— Start of Excerpted records —

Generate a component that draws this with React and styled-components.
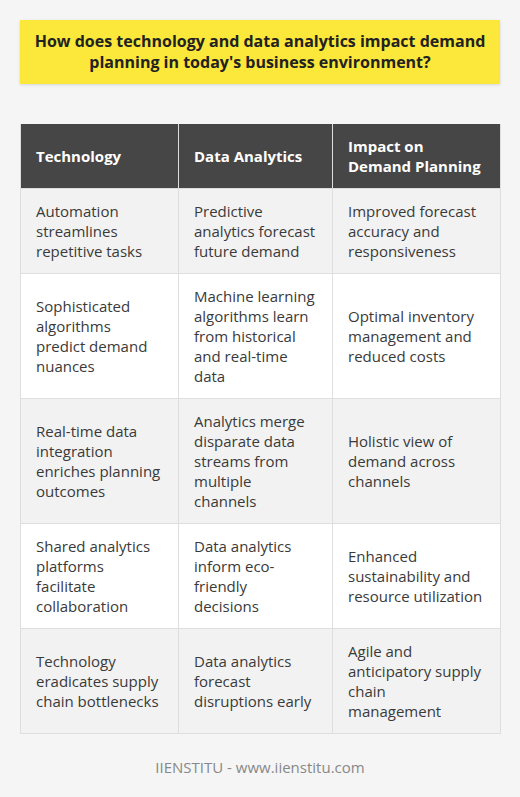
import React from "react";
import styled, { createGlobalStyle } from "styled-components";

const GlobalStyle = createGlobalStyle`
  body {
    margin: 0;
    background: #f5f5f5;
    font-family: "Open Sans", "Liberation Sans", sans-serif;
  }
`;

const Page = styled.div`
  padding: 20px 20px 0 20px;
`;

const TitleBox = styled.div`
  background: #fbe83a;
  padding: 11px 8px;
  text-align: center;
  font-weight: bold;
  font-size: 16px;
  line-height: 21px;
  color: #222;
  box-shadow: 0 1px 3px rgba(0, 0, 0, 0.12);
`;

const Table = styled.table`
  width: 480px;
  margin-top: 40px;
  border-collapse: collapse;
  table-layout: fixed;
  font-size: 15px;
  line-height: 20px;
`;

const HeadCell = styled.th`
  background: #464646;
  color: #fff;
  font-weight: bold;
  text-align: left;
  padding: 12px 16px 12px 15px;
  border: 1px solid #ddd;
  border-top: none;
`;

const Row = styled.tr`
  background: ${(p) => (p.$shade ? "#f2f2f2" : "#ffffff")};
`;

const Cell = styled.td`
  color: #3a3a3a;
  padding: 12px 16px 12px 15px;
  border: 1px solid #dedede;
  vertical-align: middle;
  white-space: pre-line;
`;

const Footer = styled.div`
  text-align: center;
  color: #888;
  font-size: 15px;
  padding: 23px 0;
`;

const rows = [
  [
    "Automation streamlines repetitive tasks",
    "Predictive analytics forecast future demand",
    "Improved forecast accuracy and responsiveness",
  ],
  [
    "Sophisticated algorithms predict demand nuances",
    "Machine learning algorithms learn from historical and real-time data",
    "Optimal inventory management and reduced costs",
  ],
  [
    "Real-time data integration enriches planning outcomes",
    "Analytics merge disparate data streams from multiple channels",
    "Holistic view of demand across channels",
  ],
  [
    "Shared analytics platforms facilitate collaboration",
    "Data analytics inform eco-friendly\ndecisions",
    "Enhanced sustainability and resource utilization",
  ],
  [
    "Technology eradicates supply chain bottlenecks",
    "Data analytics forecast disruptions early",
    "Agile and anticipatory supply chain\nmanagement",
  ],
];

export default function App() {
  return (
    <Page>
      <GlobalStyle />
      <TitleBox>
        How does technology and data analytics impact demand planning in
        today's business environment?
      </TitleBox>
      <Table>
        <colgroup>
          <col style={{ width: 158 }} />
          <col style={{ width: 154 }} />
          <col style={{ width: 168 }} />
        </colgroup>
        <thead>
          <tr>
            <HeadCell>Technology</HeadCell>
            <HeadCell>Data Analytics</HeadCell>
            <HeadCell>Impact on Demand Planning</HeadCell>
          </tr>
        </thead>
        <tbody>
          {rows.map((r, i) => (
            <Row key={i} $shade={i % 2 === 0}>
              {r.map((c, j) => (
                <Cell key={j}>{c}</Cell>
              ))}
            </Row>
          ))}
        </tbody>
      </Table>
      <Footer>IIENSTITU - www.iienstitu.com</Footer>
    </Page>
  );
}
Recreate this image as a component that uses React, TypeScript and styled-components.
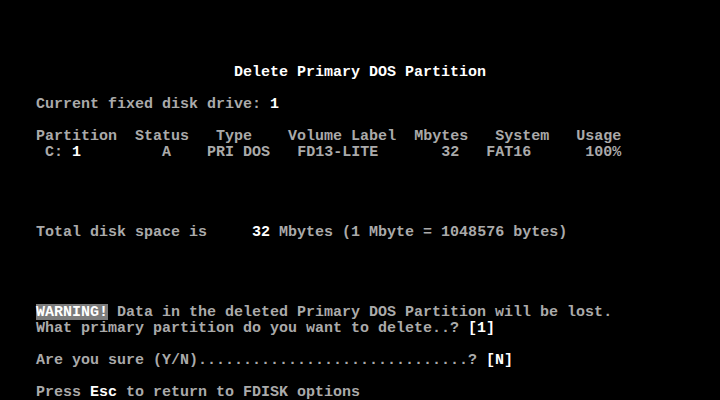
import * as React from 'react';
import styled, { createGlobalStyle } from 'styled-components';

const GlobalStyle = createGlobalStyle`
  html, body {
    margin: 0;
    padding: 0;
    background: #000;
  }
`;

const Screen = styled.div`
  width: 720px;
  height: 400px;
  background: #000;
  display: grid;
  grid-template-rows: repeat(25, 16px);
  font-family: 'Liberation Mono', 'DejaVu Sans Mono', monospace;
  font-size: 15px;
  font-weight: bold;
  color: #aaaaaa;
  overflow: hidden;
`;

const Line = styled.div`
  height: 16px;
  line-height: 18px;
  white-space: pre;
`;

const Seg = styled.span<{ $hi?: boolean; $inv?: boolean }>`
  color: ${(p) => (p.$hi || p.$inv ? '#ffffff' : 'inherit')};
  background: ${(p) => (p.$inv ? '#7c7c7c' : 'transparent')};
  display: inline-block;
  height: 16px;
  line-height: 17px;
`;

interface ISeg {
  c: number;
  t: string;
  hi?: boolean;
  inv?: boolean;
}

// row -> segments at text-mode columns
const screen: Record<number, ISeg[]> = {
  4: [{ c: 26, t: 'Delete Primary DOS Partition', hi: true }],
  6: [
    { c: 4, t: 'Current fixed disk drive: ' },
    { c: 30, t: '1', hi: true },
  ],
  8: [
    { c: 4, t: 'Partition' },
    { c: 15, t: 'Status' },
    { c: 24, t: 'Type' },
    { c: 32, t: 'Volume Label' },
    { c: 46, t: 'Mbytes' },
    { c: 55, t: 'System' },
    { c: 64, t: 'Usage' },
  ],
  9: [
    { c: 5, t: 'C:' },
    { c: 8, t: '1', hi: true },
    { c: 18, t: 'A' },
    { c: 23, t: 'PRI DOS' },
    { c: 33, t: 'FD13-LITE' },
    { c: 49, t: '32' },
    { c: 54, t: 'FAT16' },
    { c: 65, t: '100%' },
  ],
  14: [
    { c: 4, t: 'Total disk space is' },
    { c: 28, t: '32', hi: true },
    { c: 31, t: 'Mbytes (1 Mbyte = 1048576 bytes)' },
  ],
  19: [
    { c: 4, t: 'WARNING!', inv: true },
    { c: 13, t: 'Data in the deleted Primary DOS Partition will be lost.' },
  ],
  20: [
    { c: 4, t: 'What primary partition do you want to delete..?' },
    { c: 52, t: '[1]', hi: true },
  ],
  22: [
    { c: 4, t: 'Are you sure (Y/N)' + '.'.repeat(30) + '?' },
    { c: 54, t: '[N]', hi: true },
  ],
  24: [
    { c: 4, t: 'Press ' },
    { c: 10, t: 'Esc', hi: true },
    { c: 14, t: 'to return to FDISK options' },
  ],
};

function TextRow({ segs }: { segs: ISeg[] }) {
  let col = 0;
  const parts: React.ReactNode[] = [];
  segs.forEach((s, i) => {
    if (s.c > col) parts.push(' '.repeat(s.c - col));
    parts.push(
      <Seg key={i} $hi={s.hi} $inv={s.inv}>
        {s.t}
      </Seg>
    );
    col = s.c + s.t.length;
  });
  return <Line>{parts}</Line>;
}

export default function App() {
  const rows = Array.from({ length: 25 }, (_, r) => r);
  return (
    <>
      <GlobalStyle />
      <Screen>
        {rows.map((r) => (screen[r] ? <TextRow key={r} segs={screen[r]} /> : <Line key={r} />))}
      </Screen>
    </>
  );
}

— End of Excerpted records —

Your objective
Print each line of the material above exactly, with the pictures removed from your copy.

Exercise response
Generate a component that draws this with React and styled-components.
import React from "react";
import styled, { createGlobalStyle } from "styled-components";

const GlobalStyle = createGlobalStyle`
  body {
    margin: 0;
    background: #f5f5f5;
    font-family: "Open Sans", "Liberation Sans", sans-serif;
  }
`;

const Page = styled.div`
  padding: 20px 20px 0 20px;
`;

const TitleBox = styled.div`
  background: #fbe83a;
  padding: 11px 8px;
  text-align: center;
  font-weight: bold;
  font-size: 16px;
  line-height: 21px;
  color: #222;
  box-shadow: 0 1px 3px rgba(0, 0, 0, 0.12);
`;

const Table = styled.table`
  width: 480px;
  margin-top: 40px;
  border-collapse: collapse;
  table-layout: fixed;
  font-size: 15px;
  line-height: 20px;
`;

const HeadCell = styled.th`
  background: #464646;
  color: #fff;
  font-weight: bold;
  text-align: left;
  padding: 12px 16px 12px 15px;
  border: 1px solid #ddd;
  border-top: none;
`;

const Row = styled.tr`
  background: ${(p) => (p.$shade ? "#f2f2f2" : "#ffffff")};
`;

const Cell = styled.td`
  color: #3a3a3a;
  padding: 12px 16px 12px 15px;
  border: 1px solid #dedede;
  vertical-align: middle;
  white-space: pre-line;
`;

const Footer = styled.div`
  text-align: center;
  color: #888;
  font-size: 15px;
  padding: 23px 0;
`;

const rows = [
  [
    "Automation streamlines repetitive tasks",
    "Predictive analytics forecast future demand",
    "Improved forecast accuracy and responsiveness",
  ],
  [
    "Sophisticated algorithms predict demand nuances",
    "Machine learning algorithms learn from historical and real-time data",
    "Optimal inventory management and reduced costs",
  ],
  [
    "Real-time data integration enriches planning outcomes",
    "Analytics merge disparate data streams from multiple channels",
    "Holistic view of demand across channels",
  ],
  [
    "Shared analytics platforms facilitate collaboration",
    "Data analytics inform eco-friendly\ndecisions",
    "Enhanced sustainability and resource utilization",
  ],
  [
    "Technology eradicates supply chain bottlenecks",
    "Data analytics forecast disruptions early",
    "Agile and anticipatory supply chain\nmanagement",
  ],
];

export default function App() {
  return (
    <Page>
      <GlobalStyle />
      <TitleBox>
        How does technology and data analytics impact demand planning in
        today's business environment?
      </TitleBox>
      <Table>
        <colgroup>
          <col style={{ width: 158 }} />
          <col style={{ width: 154 }} />
          <col style={{ width: 168 }} />
        </colgroup>
        <thead>
          <tr>
            <HeadCell>Technology</HeadCell>
            <HeadCell>Data Analytics</HeadCell>
            <HeadCell>Impact on Demand Planning</HeadCell>
          </tr>
        </thead>
        <tbody>
          {rows.map((r, i) => (
            <Row key={i} $shade={i % 2 === 0}>
              {r.map((c, j) => (
                <Cell key={j}>{c}</Cell>
              ))}
            </Row>
          ))}
        </tbody>
      </Table>
      <Footer>IIENSTITU - www.iienstitu.com</Footer>
    </Page>
  );
}
Recreate this image as a component that uses React, TypeScript and styled-components.
import * as React from 'react';
import styled, { createGlobalStyle } from 'styled-components';

const GlobalStyle = createGlobalStyle`
  html, body {
    margin: 0;
    padding: 0;
    background: #000;
  }
`;

const Screen = styled.div`
  width: 720px;
  height: 400px;
  background: #000;
  display: grid;
  grid-template-rows: repeat(25, 16px);
  font-family: 'Liberation Mono', 'DejaVu Sans Mono', monospace;
  font-size: 15px;
  font-weight: bold;
  color: #aaaaaa;
  overflow: hidden;
`;

const Line = styled.div`
  height: 16px;
  line-height: 18px;
  white-space: pre;
`;

const Seg = styled.span<{ $hi?: boolean; $inv?: boolean }>`
  color: ${(p) => (p.$hi || p.$inv ? '#ffffff' : 'inherit')};
  background: ${(p) => (p.$inv ? '#7c7c7c' : 'transparent')};
  display: inline-block;
  height: 16px;
  line-height: 17px;
`;

interface ISeg {
  c: number;
  t: string;
  hi?: boolean;
  inv?: boolean;
}

// row -> segments at text-mode columns
const screen: Record<number, ISeg[]> = {
  4: [{ c: 26, t: 'Delete Primary DOS Partition', hi: true }],
  6: [
    { c: 4, t: 'Current fixed disk drive: ' },
    { c: 30, t: '1', hi: true },
  ],
  8: [
    { c: 4, t: 'Partition' },
    { c: 15, t: 'Status' },
    { c: 24, t: 'Type' },
    { c: 32, t: 'Volume Label' },
    { c: 46, t: 'Mbytes' },
    { c: 55, t: 'System' },
    { c: 64, t: 'Usage' },
  ],
  9: [
    { c: 5, t: 'C:' },
    { c: 8, t: '1', hi: true },
    { c: 18, t: 'A' },
    { c: 23, t: 'PRI DOS' },
    { c: 33, t: 'FD13-LITE' },
    { c: 49, t: '32' },
    { c: 54, t: 'FAT16' },
    { c: 65, t: '100%' },
  ],
  14: [
    { c: 4, t: 'Total disk space is' },
    { c: 28, t: '32', hi: true },
    { c: 31, t: 'Mbytes (1 Mbyte = 1048576 bytes)' },
  ],
  19: [
    { c: 4, t: 'WARNING!', inv: true },
    { c: 13, t: 'Data in the deleted Primary DOS Partition will be lost.' },
  ],
  20: [
    { c: 4, t: 'What primary partition do you want to delete..?' },
    { c: 52, t: '[1]', hi: true },
  ],
  22: [
    { c: 4, t: 'Are you sure (Y/N)' + '.'.repeat(30) + '?' },
    { c: 54, t: '[N]', hi: true },
  ],
  24: [
    { c: 4, t: 'Press ' },
    { c: 10, t: 'Esc', hi: true },
    { c: 14, t: 'to return to FDISK options' },
  ],
};

function TextRow({ segs }: { segs: ISeg[] }) {
  let col = 0;
  const parts: React.ReactNode[] = [];
  segs.forEach((s, i) => {
    if (s.c > col) parts.push(' '.repeat(s.c - col));
    parts.push(
      <Seg key={i} $hi={s.hi} $inv={s.inv}>
        {s.t}
      </Seg>
    );
    col = s.c + s.t.length;
  });
  return <Line>{parts}</Line>;
}

export default function App() {
  const rows = Array.from({ length: 25 }, (_, r) => r);
  return (
    <>
      <GlobalStyle />
      <Screen>
        {rows.map((r) => (screen[r] ? <TextRow key={r} segs={screen[r]} /> : <Line key={r} />))}
      </Screen>
    </>
  );
}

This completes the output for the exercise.